• **SOURCE DATA**:
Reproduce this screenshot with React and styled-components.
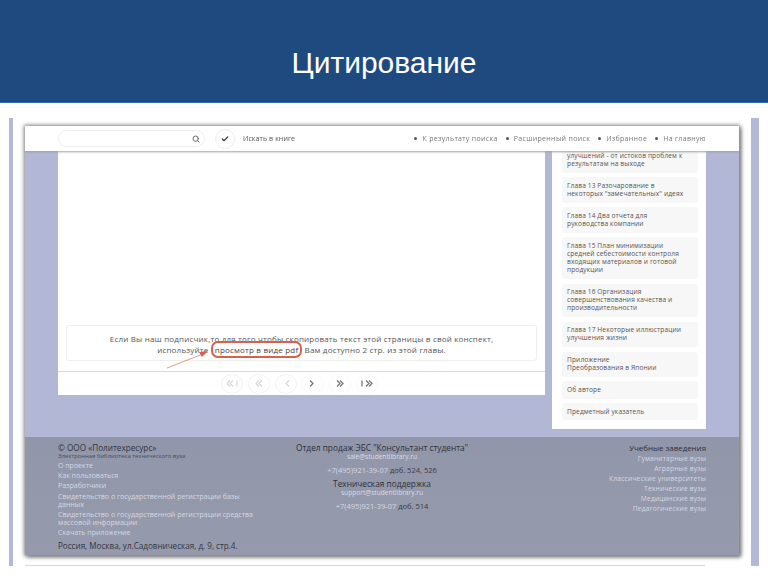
import React from "react";
import styled, { createGlobalStyle } from "styled-components";
import { Search, Check } from "lucide-react";

const Global = createGlobalStyle`
  html, body { margin: 0; padding: 0; background: #fff; }
  body { width: 768px; height: 576px; overflow: hidden; font-family: "Open Sans", "Liberation Sans", sans-serif; }
  * { box-sizing: border-box; }
`;

const Slide = styled.div`width: 768px; height: 576px; display: flex; flex-direction: column; background: #fff;`;
const Banner = styled.header`
  height: 103px; background: #1f4a7f; border-bottom: 1px solid #2a6ba8;
  display: flex; align-items: center; justify-content: center; padding-top: 23px;
`;
const Title = styled.h1`
  margin: 0; color: #fff; font: 400 30px/32px "Liberation Sans", Arial, sans-serif;
`;
const Stage = styled.div`
  display: grid; grid-template-columns: 4px 714px 8px; column-gap: 12px;
  padding: 15px 0 0 9px; filter: blur(0.75px);
`;
const Stripe = styled.div`height: 448px; background: #b3b8d6;`;
const Shot = styled.div`padding-top: 8px; display: flex; flex-direction: column;`;
const Window = styled.div`
  height: 429px; display: flex; flex-direction: column; position: relative;
  background: #b3b7d6; box-shadow: 0 0 4px 1px #8a8a8a, 2px 2px 4px #777;
`;
const BottomRule = styled.div`width: 680px; height: 1px; margin-top: 10px; background: #c9dde4;`;

const Toolbar = styled.div`
  height: 25px; flex: none; background: #fff; display: flex; align-items: center;
  padding: 0 33px; position: relative; z-index: 1; box-shadow: 0 1px 2px #a0a0a0;
`;
const SearchBox = styled.div`
  width: 147px; height: 17px; border: 1px solid #eee; border-radius: 9px;
  display: flex; align-items: center; justify-content: flex-end; padding-right: 4px; color: #666;
`;
const CheckButton = styled.div`
  width: 20px; height: 20px; margin-left: 10px; border: 1px solid #eee; border-radius: 50%;
  display: flex; align-items: center; justify-content: center; color: #444;
`;
const SearchLabel = styled.span`margin-left: 8px; font-size: 7px; color: #555; letter-spacing: .1px;`;
const Nav = styled.nav`margin-left: auto; display: flex; gap: 8px; font-size: 7px; color: #777; letter-spacing: .33px;`;
const NavItem = styled.span`
  display: flex; align-items: center; gap: 5px;
  &::before { content: ""; width: 3px; height: 3px; border-radius: 50%; background: #555; }
`;

const Body = styled.div`flex: 1; min-height: 0; display: flex; padding: 0 33px; gap: 7px; align-items: flex-start;`;
const Reader = styled.div`width: 487px; height: 244px; background: #fff; display: flex; flex-direction: column;`;
const Page = styled.div`flex: 1; display: flex; flex-direction: column; justify-content: flex-end; padding: 0 8px 10px; border-bottom: 1px solid #d8dae2;`;
const Notice = styled.div`
  height: 36px; border: 1px solid #eeeeea; border-radius: 3px; text-align: center; position: relative;
  font-size: 8px; line-height: 10.5px; color: #555; padding-top: 8px; letter-spacing: .19px; white-space: nowrap;
`;
const PdfLink = styled.span`
  border: 2px solid #d9604f; border-radius: 7px; padding: 1px 2px; margin: 0; color: #444; font-weight: 500;
`;
const Arrow = styled.svg`position: absolute; left: 96px; top: 20px;`;
const Pager = styled.div`height: 23px; flex: none; display: flex; justify-content: center; align-items: center; gap: 5px; padding-right: 5px;`;
const PageButton = styled.div`
  width: 22px; height: 20px; border-radius: 50%; border: 1px solid ${p => (p.$off ? "#f4f4f4" : "#fafafa")};
  display: flex; align-items: center; justify-content: center;
  color: ${p => (p.$off ? "#d5d8dc" : "#707070")};
`;

const Sidebar = styled.aside`
  width: 154px; height: 278px; background: #fff; padding: 0 8px 11px 10px;
  display: flex; flex-direction: column; gap: 4.5px;
`;
const Chapter = styled.div`
  background: #f7f7f7; border-radius: 3px; padding: ${p => (p.$cut ? "1px 5px 4.5px" : "4.5px 5px")};
  font-size: 6.6px; line-height: 8.2px; color: #555; letter-spacing: .12px; white-space: pre-line;
`;

const Footer = styled.footer`
  flex: none; height: 118px; padding: 6px 33px 0; display: grid; grid-template-columns: 205px 1fr 205px;
  background: linear-gradient(#9196aa, #969aac); color: #d5d8e2; font-size: 7px;
`;
const LeftCol = styled.div`display: flex; flex-direction: column;`;
const Company = styled.div`font-size: 8.2px; line-height: 10px; color: #33363f;`;
const Tagline = styled.div`font-size: 5.9px; line-height: 7px; margin-bottom: 1px; color: #4a4d5a; white-space: nowrap;`;
const FootLink = styled.div`line-height: 8.2px; padding: 1px 0;`;
const Address = styled.div`margin-top: 2px; font-size: 8.1px; line-height: 10px; color: #33363f; white-space: nowrap;`;
const MiddleCol = styled.div`text-align: center; display: flex; flex-direction: column; align-items: center;`;
const MidHead = styled.div`font-size: 8.3px; line-height: 10px; color: #2e3038; white-space: nowrap; margin-top: ${p => p.$gap || 0}px;`;
const MidMail = styled.div`font-size: 6.6px; line-height: 8px; color: #dadde6;`;
const MidPhone = styled.div`font-size: 7.5px; line-height: 10px; margin-top: 4px; white-space: nowrap; color: #d5d8e2; span { color: #3a3d48; }`;
const RightCol = styled.div`text-align: right;`;
const RightHead = styled.div`font-size: 7.9px; line-height: 10px; color: #2e3038; margin-bottom: 1px;`;
const RightLink = styled.div`font-size: 6.7px; line-height: 9.9px; letter-spacing: .17px;`;

const chapters = [
  "улучшений - от истоков проблем к\nрезультатам на выходе",
  "Глава 13 Разочарование в\nнекоторых \"замечательных\" идеях",
  "Глава 14 Два отчета для\nруководства компании",
  "Глава 15 План минимизации\nсредней себестоимости контроля\nвходящих материалов и готовой\nпродукции",
  "Глава 16 Организация\nсовершенствования качества и\nпроизводительности",
  "Глава 17 Некоторые иллюстрации\nулучшения жизни",
  "Приложение\nПреобразования в Японии",
  "Об авторе",
  "Предметный указатель",
];

const Chevrons = ({ dir = 1, count = 1, bar = false }) => {
  const chev = [];
  for (let i = 0; i < count; i++) {
    const x = dir > 0 ? 4 + i * 3 + (bar ? 2 : 0) : 10 - i * 3 - (bar ? 2 : 0);
    chev.push(<path key={i} d={dir > 0 ? `M${x} 3.5l3 3L${x} 9.5` : `M${x} 3.5L${x - 3} 6.5L${x} 9.5`} />);
  }
  return (
    <svg width="14" height="13" viewBox="0 0 14 13" fill="none" stroke="currentColor" strokeWidth="1.2">
      {chev}
      {bar && <path d={dir > 0 ? "M2 3.5v6" : "M12 3.5v6"} />}
    </svg>
  );
};

export default function App() {
  return (
    <Slide>
      <Global />
      <Banner><Title>Цитирование</Title></Banner>
      <Stage>
        <Stripe />
        <Shot>
          <Window>
            <Toolbar>
              <SearchBox><Search size={8} strokeWidth={3} /></SearchBox>
              <CheckButton><Check size={8} strokeWidth={4} /></CheckButton>
              <SearchLabel>Искать в книге</SearchLabel>
              <Nav>
                <NavItem>К результату поиска</NavItem>
                <NavItem>Расширенный поиск</NavItem>
                <NavItem>Избранное</NavItem>
                <NavItem>На главную</NavItem>
              </Nav>
            </Toolbar>
            <Body>
              <Reader>
                <Page>
                  <Notice>
                    Если Вы наш подписчик,то для того чтобы скопировать текст этой страницы в свой конспект,<br />
                    используйте <PdfLink>просмотр в виде pdf</PdfLink> Вам доступно 2 стр. из этой главы.
                    <Arrow width="50" height="26" viewBox="0 0 50 26" fill="none">
                      <path d="M4 22L40 8" stroke="#d9806f" strokeWidth="0.8" />
                      <path d="M45 5L36 6L39 11Z" fill="#d9604f" />
                    </Arrow>
                  </Notice>
                </Page>
                <Pager>
                  <PageButton $off><Chevrons dir={-1} count={2} bar /></PageButton>
                  <PageButton $off><Chevrons dir={-1} count={2} /></PageButton>
                  <PageButton $off><Chevrons dir={-1} /></PageButton>
                  <PageButton><Chevrons /></PageButton>
                  <PageButton><Chevrons count={2} /></PageButton>
                  <PageButton><Chevrons count={2} bar /></PageButton>
                </Pager>
              </Reader>
              <Sidebar>
                {chapters.map((c, i) => <Chapter key={c} $cut={i === 0}>{c}</Chapter>)}
              </Sidebar>
            </Body>
            <Footer>
              <LeftCol>
                <Company>© ООО «Политехресурс»</Company>
                <Tagline>Электронная библиотека технического вуза</Tagline>
                <FootLink>О проекте</FootLink>
                <FootLink>Как пользоваться</FootLink>
                <FootLink>Разработчики</FootLink>
                <FootLink>Свидетельство о государственной регистрации базы данных</FootLink>
                <FootLink>Свидетельство о государственной регистрации средства массовой информации</FootLink>
                <FootLink>Скачать приложение</FootLink>
                <Address>Россия, Москва, ул.Садовническая, д. 9, стр.4.</Address>
              </LeftCol>
              <MiddleCol>
                <MidHead>Отдел продаж ЭБС "Консультант студента"</MidHead>
                <MidMail>sale@studentlibrary.ru</MidMail>
                <MidPhone>+7(495)921-39-07 <span>доб. 524, 526</span></MidPhone>
                <MidHead $gap={4}>Техническая поддержка</MidHead>
                <MidMail>support@studentlibrary.ru</MidMail>
                <MidPhone>+7(495)921-39-07 <span>доб. 514</span></MidPhone>
              </MiddleCol>
              <RightCol>
                <RightHead>Учебные заведения</RightHead>
                <RightLink>Гуманитарные вузы</RightLink>
                <RightLink>Аграрные вузы</RightLink>
                <RightLink>Классические университеты</RightLink>
                <RightLink>Технические вузы</RightLink>
                <RightLink>Медицинские вузы</RightLink>
                <RightLink>Педагогические вузы</RightLink>
              </RightCol>
            </Footer>
          </Window>
          <BottomRule />
        </Shot>
        <Stripe />
      </Stage>
    </Slide>
  );
}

• **DIRECTIONS**: Output exactly the span of lines from the top of the listing through the line holding "680px; height: 1px;", and leave every picture out.

• **TASK RESULT**:
Reproduce this screenshot with React and styled-components.
import React from "react";
import styled, { createGlobalStyle } from "styled-components";
import { Search, Check } from "lucide-react";

const Global = createGlobalStyle`
  html, body { margin: 0; padding: 0; background: #fff; }
  body { width: 768px; height: 576px; overflow: hidden; font-family: "Open Sans", "Liberation Sans", sans-serif; }
  * { box-sizing: border-box; }
`;

const Slide = styled.div`width: 768px; height: 576px; display: flex; flex-direction: column; background: #fff;`;
const Banner = styled.header`
  height: 103px; background: #1f4a7f; border-bottom: 1px solid #2a6ba8;
  display: flex; align-items: center; justify-content: center; padding-top: 23px;
`;
const Title = styled.h1`
  margin: 0; color: #fff; font: 400 30px/32px "Liberation Sans", Arial, sans-serif;
`;
const Stage = styled.div`
  display: grid; grid-template-columns: 4px 714px 8px; column-gap: 12px;
  padding: 15px 0 0 9px; filter: blur(0.75px);
`;
const Stripe = styled.div`height: 448px; background: #b3b8d6;`;
const Shot = styled.div`padding-top: 8px; display: flex; flex-direction: column;`;
const Window = styled.div`
  height: 429px; display: flex; flex-direction: column; position: relative;
  background: #b3b7d6; box-shadow: 0 0 4px 1px #8a8a8a, 2px 2px 4px #777;
`;
const BottomRule = styled.div`width: 680px; height: 1px; margin-top: 10px; background: #c9dde4;`;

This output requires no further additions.